Records with interface code:
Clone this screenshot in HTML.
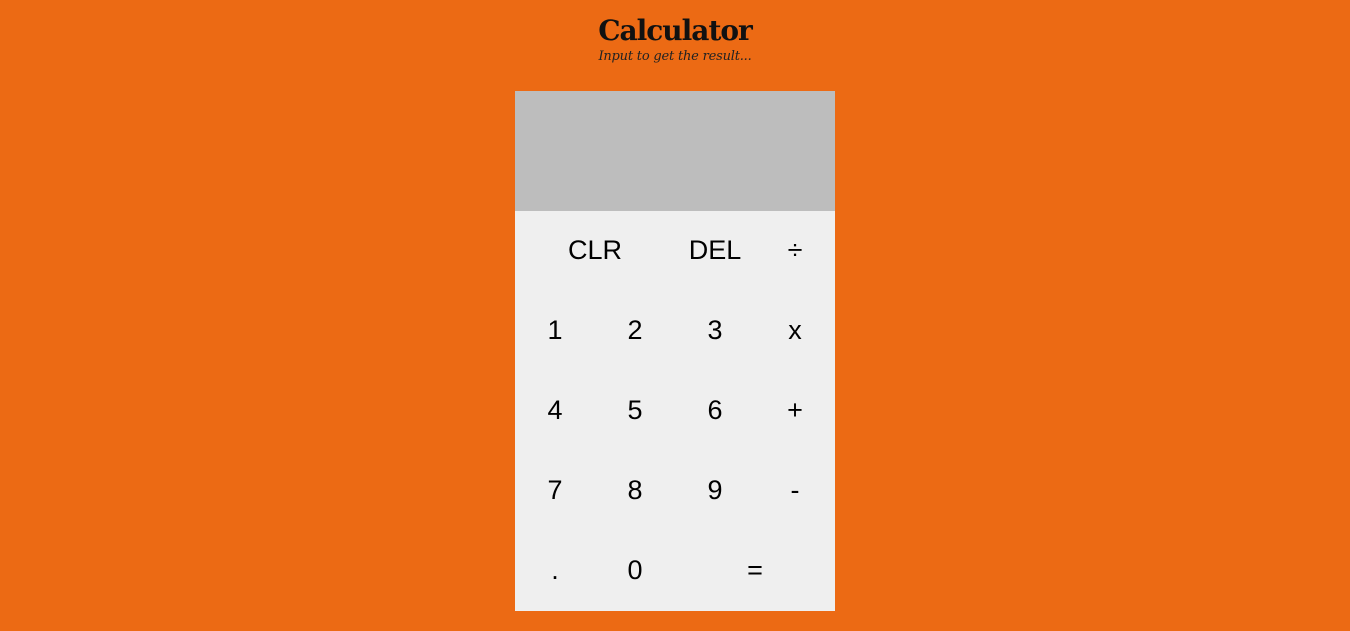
<!DOCTYPE html>
<html><head><style>
html,body{margin:0;padding:0}
body{width:1350px;height:631px;background:#ec6a14;position:relative;overflow:hidden;font-family:"Liberation Sans",sans-serif}
h1{position:absolute;top:14px;left:0;width:1350px;text-align:center;margin:0;font:bold 28px "DejaVu Serif","Liberation Serif",serif;color:#111;letter-spacing:-1px}
.sub{position:absolute;top:49px;left:0;width:1350px;text-align:center;font:italic 13px "DejaVu Serif","Liberation Serif",serif;color:#222;letter-spacing:-0.2px}
.calc{position:absolute;left:515px;top:91px;width:320px;height:520px;background:#efefef}
.disp{height:120px;background:#bdbdbd}
.b{position:absolute;width:80px;height:80px;line-height:78px;text-align:center;font-size:27px;color:#000}
</style></head><body>
<h1>Calculator</h1>
<div class="sub">Input to get the result...</div>
<div class="calc"><div class="disp"></div>
<div class="b" style="left:0;top:120px;width:160px">CLR</div>
<div class="b" style="left:160px;top:120px">DEL</div>
<div class="b" style="left:240px;top:120px">÷</div>
<div class="b" style="left:0;top:200px">1</div>
<div class="b" style="left:80px;top:200px">2</div>
<div class="b" style="left:160px;top:200px">3</div>
<div class="b" style="left:240px;top:200px">x</div>
<div class="b" style="left:0;top:280px">4</div>
<div class="b" style="left:80px;top:280px">5</div>
<div class="b" style="left:160px;top:280px">6</div>
<div class="b" style="left:240px;top:280px">+</div>
<div class="b" style="left:0;top:360px">7</div>
<div class="b" style="left:80px;top:360px">8</div>
<div class="b" style="left:160px;top:360px">9</div>
<div class="b" style="left:240px;top:360px">-</div>
<div class="b" style="left:0;top:440px">.</div>
<div class="b" style="left:80px;top:440px">0</div>
<div class="b" style="left:160px;top:440px;width:160px">=</div>
</div>
</body></html>
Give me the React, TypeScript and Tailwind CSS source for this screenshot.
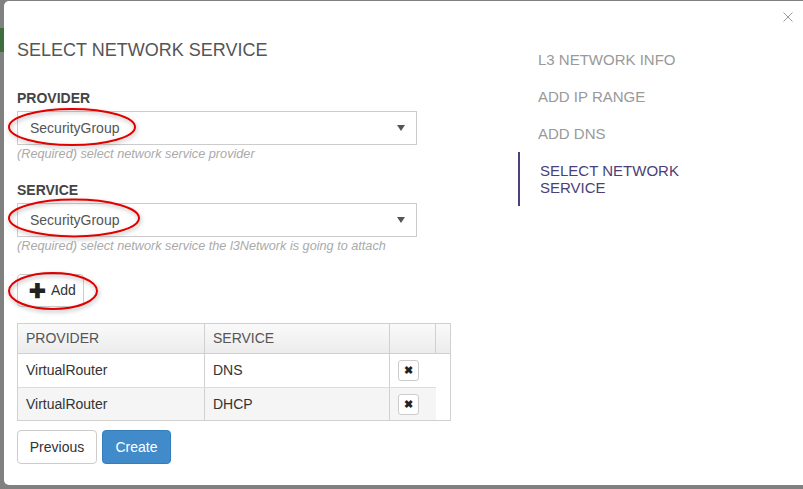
import React from 'react';

const steps = ['L3 NETWORK INFO', 'ADD IP RANGE', 'ADD DNS'];

const rows = [
  { provider: 'VirtualRouter', service: 'DNS' },
  { provider: 'VirtualRouter', service: 'DHCP' },
];

const Caret = () => (
  <span className="w-0 h-0 border-l-[4px] border-r-[4px] border-t-[6px] border-l-transparent border-r-transparent border-t-[#555]" />
);

const SelectBox = ({ value }: { value: string }) => (
  <div className="w-[400px] h-[34px] border border-[#ccc] bg-white flex items-center justify-between pl-[12px] pr-[11px] text-[14px] text-[#555]">
    <span>{value}</span>
    <Caret />
  </div>
);

export default function App() {
  return (
    <div
      className="relative w-[803px] h-[489px] overflow-hidden bg-[#808080]"
      style={{ fontFamily: '"Liberation Sans", Arial, sans-serif' }}
    >
      {/* bits of the page behind the overlay */}
      <div className="absolute left-0 top-[28px] w-[4px] h-[24px] bg-[#3d6e3d]" />

      <div className="ml-[4px] mt-[1px] w-[830px] h-[484px] bg-white rounded-[5px] flex relative">
        {/* left: form */}
        <div className="w-[500px] pl-[13px] pt-[38px]">
          <h2 className="text-[18px] leading-[22px] text-[#555]">SELECT NETWORK SERVICE</h2>

          <div className="mt-[27px]">
            <div className="text-[14px] leading-[20px] font-bold text-[#444] mb-[3px]">PROVIDER</div>
            <SelectBox value="SecurityGroup" />
            <div className="mt-[1px] text-[12.7px] leading-[17px] italic text-[#aaa]">
              (Required) select network service provider
            </div>
          </div>

          <div className="mt-[17px]">
            <div className="text-[14px] leading-[20px] font-bold text-[#444] mb-[3px]">SERVICE</div>
            <SelectBox value="SecurityGroup" />
            <div className="mt-[1px] text-[12.7px] leading-[17px] italic text-[#aaa]">
              (Required) select network service the l3Network is going to attach
            </div>
          </div>

          <button className="mt-[19px] w-[67px] h-[33px] border border-[#ccc] rounded-[4px] bg-white flex items-center pl-[11px] gap-[5px] text-[14px] text-[#333]">
            <span className="text-[20px] leading-none font-bold text-[#222]">✚</span>
            <span>Add</span>
          </button>

          <div className="mt-[16px] w-[434px] border border-[#d0d0d0] text-[14px]">
            <div className="flex h-[30px] bg-gradient-to-b from-[#fafafa] to-[#ececec] border-b border-[#d0d0d0] text-[#555]">
              <div className="w-[187px] border-r border-[#d0d0d0] pl-[8px] flex items-center">PROVIDER</div>
              <div className="w-[185px] border-r border-[#d0d0d0] pl-[8px] flex items-center">SERVICE</div>
              <div className="w-[46px] border-r border-[#d0d0d0]" />
              <div className="flex-1" />
            </div>
            {rows.map((r, i) => (
              <div key={r.service} className="flex h-[33px] text-[#333]">
                <div className={`w-[418px] flex ${i === 1 ? 'bg-[#f5f5f5] border-t border-[#ddd]' : ''}`}>
                  <div className="w-[187px] border-r border-[#d0d0d0] pl-[8px] flex items-center">{r.provider}</div>
                  <div className="w-[185px] border-r border-[#d0d0d0] pl-[8px] flex items-center">{r.service}</div>
                  <div className="w-[46px] flex items-center pl-[8px]">
                    <span className="w-[21px] h-[21px] border border-[#ccc] rounded-[3px] bg-white flex items-center justify-center text-[11px] font-bold text-[#222]">
                      ✖
                    </span>
                  </div>
                </div>
              </div>
            ))}
          </div>

          <div className="mt-[9px] flex gap-[5px]">
            <button className="w-[80px] h-[34px] border border-[#ccc] rounded-[4px] bg-white text-[14px] text-[#333]">
              Previous
            </button>
            <button className="w-[69px] h-[34px] border border-[#357ebd] rounded-[4px] bg-[#428bca] text-[14px] text-white">
              Create
            </button>
          </div>
        </div>

        {/* right: steps */}
        <div className="w-[190px] ml-[14px] pt-[49px] flex flex-col">
          {steps.map((s) => (
            <div key={s} className="pl-[20px] text-[15px] leading-[20px] text-[#999] mb-[17px]">
              {s}
            </div>
          ))}
          <div className="-mt-[9px] border-l-[2px] border-[#4f3f7f] pl-[20px] py-[10px] w-[175px] text-[15px] leading-[17px] text-[#4a3f78]">
            SELECT NETWORK SERVICE
          </div>
        </div>

        <svg className="absolute left-[779px] top-[11px]" width="10" height="10" viewBox="0 0 10 10">
          <path d="M0.5 0.5 L9.5 9.5 M9.5 0.5 L0.5 9.5" stroke="#9a9a9a" strokeWidth="1" fill="none" />
        </svg>
      </div>

      {/* red annotation rings */}
      <svg className="absolute left-0 top-0 pointer-events-none" width="803" height="489">
        <defs>
          <filter id="sh" x="-20%" y="-40%" width="140%" height="180%">
            <feDropShadow dx="1" dy="2" stdDeviation="2" floodColor="#000" floodOpacity="0.3" />
          </filter>
        </defs>
        <g fill="none" stroke="#e10000" strokeWidth="2" filter="url(#sh)">
          <ellipse cx="72" cy="127" rx="63" ry="18" />
          <ellipse cx="74" cy="218" rx="65" ry="18.5" />
          <ellipse cx="53" cy="291" rx="44" ry="18" />
        </g>
      </svg>
    </div>
  );
}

EXERCISE OBJECTIVE: Can you repeat every record above exactly, apart from the pictures?

RESULT BELOW:
Clone this screenshot in HTML.
<!DOCTYPE html>
<html><head><style>
html,body{margin:0;padding:0}
body{width:1350px;height:631px;background:#ec6a14;position:relative;overflow:hidden;font-family:"Liberation Sans",sans-serif}
h1{position:absolute;top:14px;left:0;width:1350px;text-align:center;margin:0;font:bold 28px "DejaVu Serif","Liberation Serif",serif;color:#111;letter-spacing:-1px}
.sub{position:absolute;top:49px;left:0;width:1350px;text-align:center;font:italic 13px "DejaVu Serif","Liberation Serif",serif;color:#222;letter-spacing:-0.2px}
.calc{position:absolute;left:515px;top:91px;width:320px;height:520px;background:#efefef}
.disp{height:120px;background:#bdbdbd}
.b{position:absolute;width:80px;height:80px;line-height:78px;text-align:center;font-size:27px;color:#000}
</style></head><body>
<h1>Calculator</h1>
<div class="sub">Input to get the result...</div>
<div class="calc"><div class="disp"></div>
<div class="b" style="left:0;top:120px;width:160px">CLR</div>
<div class="b" style="left:160px;top:120px">DEL</div>
<div class="b" style="left:240px;top:120px">÷</div>
<div class="b" style="left:0;top:200px">1</div>
<div class="b" style="left:80px;top:200px">2</div>
<div class="b" style="left:160px;top:200px">3</div>
<div class="b" style="left:240px;top:200px">x</div>
<div class="b" style="left:0;top:280px">4</div>
<div class="b" style="left:80px;top:280px">5</div>
<div class="b" style="left:160px;top:280px">6</div>
<div class="b" style="left:240px;top:280px">+</div>
<div class="b" style="left:0;top:360px">7</div>
<div class="b" style="left:80px;top:360px">8</div>
<div class="b" style="left:160px;top:360px">9</div>
<div class="b" style="left:240px;top:360px">-</div>
<div class="b" style="left:0;top:440px">.</div>
<div class="b" style="left:80px;top:440px">0</div>
<div class="b" style="left:160px;top:440px;width:160px">=</div>
</div>
</body></html>
Give me the React, TypeScript and Tailwind CSS source for this screenshot.
import React from 'react';

const steps = ['L3 NETWORK INFO', 'ADD IP RANGE', 'ADD DNS'];

const rows = [
  { provider: 'VirtualRouter', service: 'DNS' },
  { provider: 'VirtualRouter', service: 'DHCP' },
];

const Caret = () => (
  <span className="w-0 h-0 border-l-[4px] border-r-[4px] border-t-[6px] border-l-transparent border-r-transparent border-t-[#555]" />
);

const SelectBox = ({ value }: { value: string }) => (
  <div className="w-[400px] h-[34px] border border-[#ccc] bg-white flex items-center justify-between pl-[12px] pr-[11px] text-[14px] text-[#555]">
    <span>{value}</span>
    <Caret />
  </div>
);

export default function App() {
  return (
    <div
      className="relative w-[803px] h-[489px] overflow-hidden bg-[#808080]"
      style={{ fontFamily: '"Liberation Sans", Arial, sans-serif' }}
    >
      {/* bits of the page behind the overlay */}
      <div className="absolute left-0 top-[28px] w-[4px] h-[24px] bg-[#3d6e3d]" />

      <div className="ml-[4px] mt-[1px] w-[830px] h-[484px] bg-white rounded-[5px] flex relative">
        {/* left: form */}
        <div className="w-[500px] pl-[13px] pt-[38px]">
          <h2 className="text-[18px] leading-[22px] text-[#555]">SELECT NETWORK SERVICE</h2>

          <div className="mt-[27px]">
            <div className="text-[14px] leading-[20px] font-bold text-[#444] mb-[3px]">PROVIDER</div>
            <SelectBox value="SecurityGroup" />
            <div className="mt-[1px] text-[12.7px] leading-[17px] italic text-[#aaa]">
              (Required) select network service provider
            </div>
          </div>

          <div className="mt-[17px]">
            <div className="text-[14px] leading-[20px] font-bold text-[#444] mb-[3px]">SERVICE</div>
            <SelectBox value="SecurityGroup" />
            <div className="mt-[1px] text-[12.7px] leading-[17px] italic text-[#aaa]">
              (Required) select network service the l3Network is going to attach
            </div>
          </div>

          <button className="mt-[19px] w-[67px] h-[33px] border border-[#ccc] rounded-[4px] bg-white flex items-center pl-[11px] gap-[5px] text-[14px] text-[#333]">
            <span className="text-[20px] leading-none font-bold text-[#222]">✚</span>
            <span>Add</span>
          </button>

          <div className="mt-[16px] w-[434px] border border-[#d0d0d0] text-[14px]">
            <div className="flex h-[30px] bg-gradient-to-b from-[#fafafa] to-[#ececec] border-b border-[#d0d0d0] text-[#555]">
              <div className="w-[187px] border-r border-[#d0d0d0] pl-[8px] flex items-center">PROVIDER</div>
              <div className="w-[185px] border-r border-[#d0d0d0] pl-[8px] flex items-center">SERVICE</div>
              <div className="w-[46px] border-r border-[#d0d0d0]" />
              <div className="flex-1" />
            </div>
            {rows.map((r, i) => (
              <div key={r.service} className="flex h-[33px] text-[#333]">
                <div className={`w-[418px] flex ${i === 1 ? 'bg-[#f5f5f5] border-t border-[#ddd]' : ''}`}>
                  <div className="w-[187px] border-r border-[#d0d0d0] pl-[8px] flex items-center">{r.provider}</div>
                  <div className="w-[185px] border-r border-[#d0d0d0] pl-[8px] flex items-center">{r.service}</div>
                  <div className="w-[46px] flex items-center pl-[8px]">
                    <span className="w-[21px] h-[21px] border border-[#ccc] rounded-[3px] bg-white flex items-center justify-center text-[11px] font-bold text-[#222]">
                      ✖
                    </span>
                  </div>
                </div>
              </div>
            ))}
          </div>

          <div className="mt-[9px] flex gap-[5px]">
            <button className="w-[80px] h-[34px] border border-[#ccc] rounded-[4px] bg-white text-[14px] text-[#333]">
              Previous
            </button>
            <button className="w-[69px] h-[34px] border border-[#357ebd] rounded-[4px] bg-[#428bca] text-[14px] text-white">
              Create
            </button>
          </div>
        </div>

        {/* right: steps */}
        <div className="w-[190px] ml-[14px] pt-[49px] flex flex-col">
          {steps.map((s) => (
            <div key={s} className="pl-[20px] text-[15px] leading-[20px] text-[#999] mb-[17px]">
              {s}
            </div>
          ))}
          <div className="-mt-[9px] border-l-[2px] border-[#4f3f7f] pl-[20px] py-[10px] w-[175px] text-[15px] leading-[17px] text-[#4a3f78]">
            SELECT NETWORK SERVICE
          </div>
        </div>

        <svg className="absolute left-[779px] top-[11px]" width="10" height="10" viewBox="0 0 10 10">
          <path d="M0.5 0.5 L9.5 9.5 M9.5 0.5 L0.5 9.5" stroke="#9a9a9a" strokeWidth="1" fill="none" />
        </svg>
      </div>

      {/* red annotation rings */}
      <svg className="absolute left-0 top-0 pointer-events-none" width="803" height="489">
        <defs>
          <filter id="sh" x="-20%" y="-40%" width="140%" height="180%">
            <feDropShadow dx="1" dy="2" stdDeviation="2" floodColor="#000" floodOpacity="0.3" />
          </filter>
        </defs>
        <g fill="none" stroke="#e10000" strokeWidth="2" filter="url(#sh)">
          <ellipse cx="72" cy="127" rx="63" ry="18" />
          <ellipse cx="74" cy="218" rx="65" ry="18.5" />
          <ellipse cx="53" cy="291" rx="44" ry="18" />
        </g>
      </svg>
    </div>
  );
}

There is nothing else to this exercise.